Lines 8–10 get the LaTeX equation from standard input, pass it through Pandoc via the subprocess.run function, and save the standard output to the html variable. Line 11 then parses html with Beautiful Soup, putting it in a form that makes it very easy to change.

Because we don’t need the <p></p> tags the MathML is wrapped in, we pull out just the <math></math> part in Line 14. The rest of the code removes elements and attributes that can be useful, but which don’t add to the rendering of the equations. You may disagree with my removal of these pieces, but it’s my blog.

First, I don’t want to keep the original LaTeX code, so Line 17 deletes the <annotation></annotation> tag and everything inside it. With that gone, <semantics> and </semantics> are no longer necessary, so I got rid of them, too. Unlike the decompose function, which removes tags and their contents, unwrap removes just the tags, leaving behind what’s between them.

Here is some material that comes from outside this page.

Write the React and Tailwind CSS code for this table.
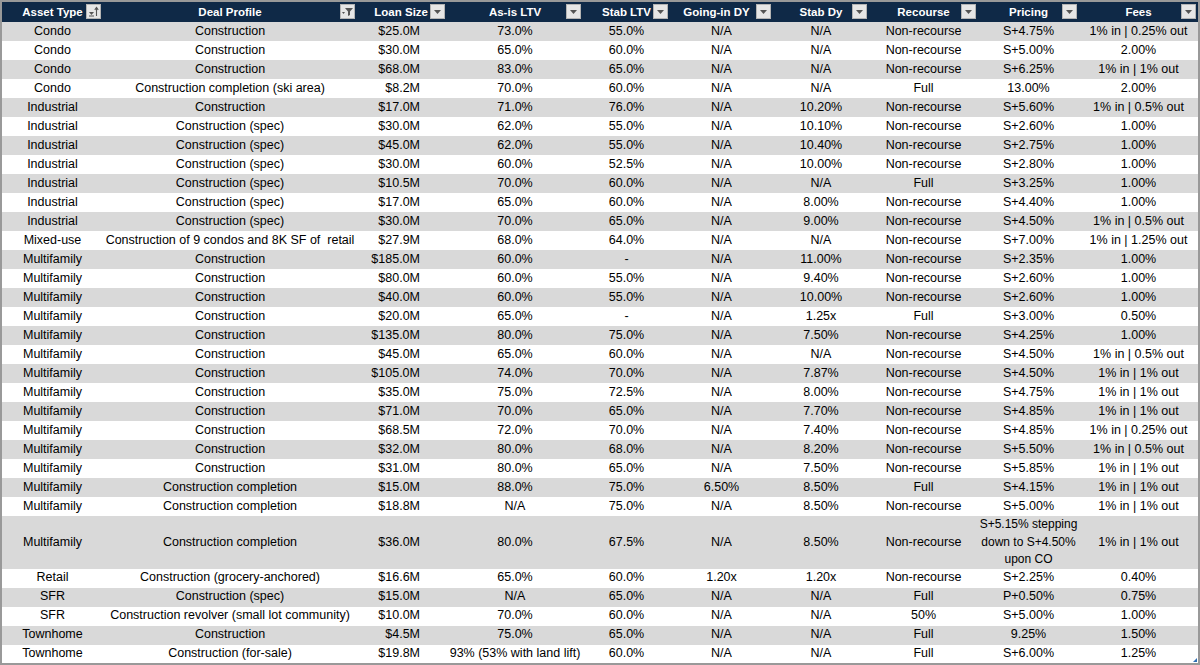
import React from 'react'

const cols = [
    { label: "Asset Type", w: 101, icon: "sort" },
    { label: "Deal Profile", w: 254, icon: "funnel" },
    { label: "Loan Size", w: 90, icon: "drop", right: true },
    { label: "As-is LTV", w: 136, icon: "drop" },
    { label: "Stab LTV", w: 87, icon: "drop" },
    { label: "Going-in DY", w: 103, icon: "drop" },
    { label: "Stab Dy", w: 96, icon: "drop" },
    { label: "Recourse", w: 109, icon: "drop" },
    { label: "Pricing", w: 101, icon: "drop" },
    { label: "Fees", w: 119, icon: "drop" },
]

const rows = [
    ["Condo", "Construction", "$25.0M", "73.0%", "55.0%", "N/A", "N/A", "Non-recourse", "S+4.75%", "1% in | 0.25% out"],
    ["Condo", "Construction", "$30.0M", "65.0%", "60.0%", "N/A", "N/A", "Non-recourse", "S+5.00%", "2.00%"],
    ["Condo", "Construction", "$68.0M", "83.0%", "65.0%", "N/A", "N/A", "Non-recourse", "S+6.25%", "1% in | 1% out"],
    ["Condo", "Construction completion (ski area)", "$8.2M", "70.0%", "60.0%", "N/A", "N/A", "Full", "13.00%", "2.00%"],
    ["Industrial", "Construction", "$17.0M", "71.0%", "76.0%", "N/A", "10.20%", "Non-recourse", "S+5.60%", "1% in | 0.5% out"],
    ["Industrial", "Construction (spec)", "$30.0M", "62.0%", "55.0%", "N/A", "10.10%", "Non-recourse", "S+2.60%", "1.00%"],
    ["Industrial", "Construction (spec)", "$45.0M", "62.0%", "55.0%", "N/A", "10.40%", "Non-recourse", "S+2.75%", "1.00%"],
    ["Industrial", "Construction (spec)", "$30.0M", "60.0%", "52.5%", "N/A", "10.00%", "Non-recourse", "S+2.80%", "1.00%"],
    ["Industrial", "Construction (spec)", "$10.5M", "70.0%", "60.0%", "N/A", "N/A", "Full", "S+3.25%", "1.00%"],
    ["Industrial", "Construction (spec)", "$17.0M", "65.0%", "60.0%", "N/A", "8.00%", "Non-recourse", "S+4.40%", "1.00%"],
    ["Industrial", "Construction (spec)", "$30.0M", "70.0%", "65.0%", "N/A", "9.00%", "Non-recourse", "S+4.50%", "1% in | 0.5% out"],
    ["Mixed-use", "Construction of 9 condos and 8K SF of  retail", "$27.9M", "68.0%", "64.0%", "N/A", "N/A", "Non-recourse", "S+7.00%", "1% in | 1.25% out"],
    ["Multifamily", "Construction", "$185.0M", "60.0%", "-", "N/A", "11.00%", "Non-recourse", "S+2.35%", "1.00%"],
    ["Multifamily", "Construction", "$80.0M", "60.0%", "55.0%", "N/A", "9.40%", "Non-recourse", "S+2.60%", "1.00%"],
    ["Multifamily", "Construction", "$40.0M", "60.0%", "55.0%", "N/A", "10.00%", "Non-recourse", "S+2.60%", "1.00%"],
    ["Multifamily", "Construction", "$20.0M", "65.0%", "-", "N/A", "1.25x", "Full", "S+3.00%", "0.50%"],
    ["Multifamily", "Construction", "$135.0M", "80.0%", "75.0%", "N/A", "7.50%", "Non-recourse", "S+4.25%", "1.00%"],
    ["Multifamily", "Construction", "$45.0M", "65.0%", "60.0%", "N/A", "N/A", "Non-recourse", "S+4.50%", "1% in | 0.5% out"],
    ["Multifamily", "Construction", "$105.0M", "74.0%", "70.0%", "N/A", "7.87%", "Non-recourse", "S+4.50%", "1% in | 1% out"],
    ["Multifamily", "Construction", "$35.0M", "75.0%", "72.5%", "N/A", "8.00%", "Non-recourse", "S+4.75%", "1% in | 1% out"],
    ["Multifamily", "Construction", "$71.0M", "70.0%", "65.0%", "N/A", "7.70%", "Non-recourse", "S+4.85%", "1% in | 1% out"],
    ["Multifamily", "Construction", "$68.5M", "72.0%", "70.0%", "N/A", "7.40%", "Non-recourse", "S+4.85%", "1% in | 0.25% out"],
    ["Multifamily", "Construction", "$32.0M", "80.0%", "68.0%", "N/A", "8.20%", "Non-recourse", "S+5.50%", "1% in | 0.5% out"],
    ["Multifamily", "Construction", "$31.0M", "80.0%", "65.0%", "N/A", "7.50%", "Non-recourse", "S+5.85%", "1% in | 1% out"],
    ["Multifamily", "Construction completion", "$15.0M", "88.0%", "75.0%", "6.50%", "8.50%", "Full", "S+4.15%", "1% in | 1% out"],
    ["Multifamily", "Construction completion", "$18.8M", "N/A", "75.0%", "N/A", "8.50%", "Non-recourse", "S+5.00%", "1% in | 1% out"],
    ["Multifamily", "Construction completion", "$36.0M", "80.0%", "67.5%", "N/A", "8.50%", "Non-recourse", "S+5.15% stepping\ndown to S+4.50%\nupon CO", "1% in | 1% out"],
    ["Retail", "Construction (grocery-anchored)", "$16.6M", "65.0%", "60.0%", "1.20x", "1.20x", "Non-recourse", "S+2.25%", "0.40%"],
    ["SFR", "Construction (spec)", "$15.0M", "N/A", "65.0%", "N/A", "N/A", "Full", "P+0.50%", "0.75%"],
    ["SFR", "Construction revolver (small lot community)", "$10.0M", "70.0%", "60.0%", "N/A", "N/A", "50%", "S+5.00%", "1.00%"],
    ["Townhome", "Construction", "$4.5M", "75.0%", "65.0%", "N/A", "N/A", "Full", "9.25%", "1.50%"],
    ["Townhome", "Construction (for-sale)", "$19.8M", "93% (53% with land lift)", "60.0%", "N/A", "N/A", "Full", "S+6.00%", "1.25%"],
]

function FilterButton({ icon }) {
    return (
        <span className="absolute right-[2px] top-[2px] w-[15px] h-[15px] bg-[#e6e6e6] border border-[#b4b4b4] flex items-center justify-center">
            {icon === "drop" && (
                <svg width="7" height="4" viewBox="0 0 7 4"><path d="M0 0h7L3.5 4z" fill="#555" /></svg>
            )}
            {icon === "sort" && (
                <svg width="11" height="11" viewBox="0 0 11 11">
                    <path d="M1 6h5L3.5 9z" fill="#555" />
                    <path d="M1 10h5" stroke="#555" strokeWidth="1" />
                    <path d="M8.5 10V2M6.8 3.8L8.5 1.5l1.7 2.3" stroke="#555" strokeWidth="1.1" fill="none" />
                </svg>
            )}
            {icon === "funnel" && (
                <svg width="11" height="11" viewBox="0 0 11 11">
                    <path d="M3 2h8L8 5.5V9L6 10V5.5z" fill="#555" />
                    <path d="M0 6h3L1.5 8z" fill="#555" />
                </svg>
            )}
        </span>
    )
}

function App() {
    return (
        <div className="w-[1200px] h-[665px] bg-white border-2 border-[#999999] overflow-hidden relative" style={{ fontFamily: '"Liberation Sans", Arial, sans-serif' }}>
            <table className="table-fixed border-collapse w-[1196px] text-[12.5px] text-black">
                <colgroup>
                    {cols.map(c => <col key={c.label} style={{ width: c.w }} />)}
                </colgroup>
                <thead>
                    <tr className="h-[20px] bg-[#0f2947]">
                        {cols.map(c => (
                            <th key={c.label} className="relative p-0 text-white font-bold text-[11.5px] text-center leading-[20px] whitespace-nowrap">
                                <span className={c.right ? "block text-right pr-[19px]" : c.label === "Going-in DY" ? "block pr-[10px]" : ""}>{c.label}</span>
                                <FilterButton icon={c.icon} />
                            </th>
                        ))}
                    </tr>
                </thead>
                <tbody>
                    {rows.map((r, i) => (
                        <tr key={i} className={(i % 2 === 0 ? "bg-[#d9d9d9]" : "bg-white") + (i === 26 ? " h-[52px]" : " h-[19px]")}>
                            {r.map((v, j) => (
                                <td key={j} className={"p-0 leading-[17.5px] whitespace-pre " + (j === 2 ? "text-right pr-[27px]" : "text-center") + (j === 8 && i === 26 ? " text-[12px]" : "")}>
                                    {v}
                                </td>
                            ))}
                        </tr>
                    ))}
                </tbody>
            </table>
            <span className="absolute right-[1px] bottom-[1px] w-0 h-0 border-l-[4px] border-l-transparent border-b-[4px] border-b-[#2f6fb5]" />
        </div>
    )
}

export default App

I’ve noticed there’s always an extra <mrow></mrow> wrapper around block equations, so Lines 23–24 get rid of that. And because display="inline" is the default, Lines 27–28 deletes that attribute from the <math> tag. When the MathML code is in the middle of a paragraph, it helps readability to make it as small as possible.

Screenshot of BBEdit with inline equation highlighted

One thing I’m not entirely happy with is the need to select the equation before doing the conversion to MathML. I think I can use BBEdit’s AppleScript library to control the cursor and make the selection before sending the text to the Python script. But I haven’t been using this system long enough to know where my cursor is likely to be when I want to convert the equation. The obvious answer is to assume it’ll be after the final dollar sign, but I’ve been at this long enough to mistrust the obvious.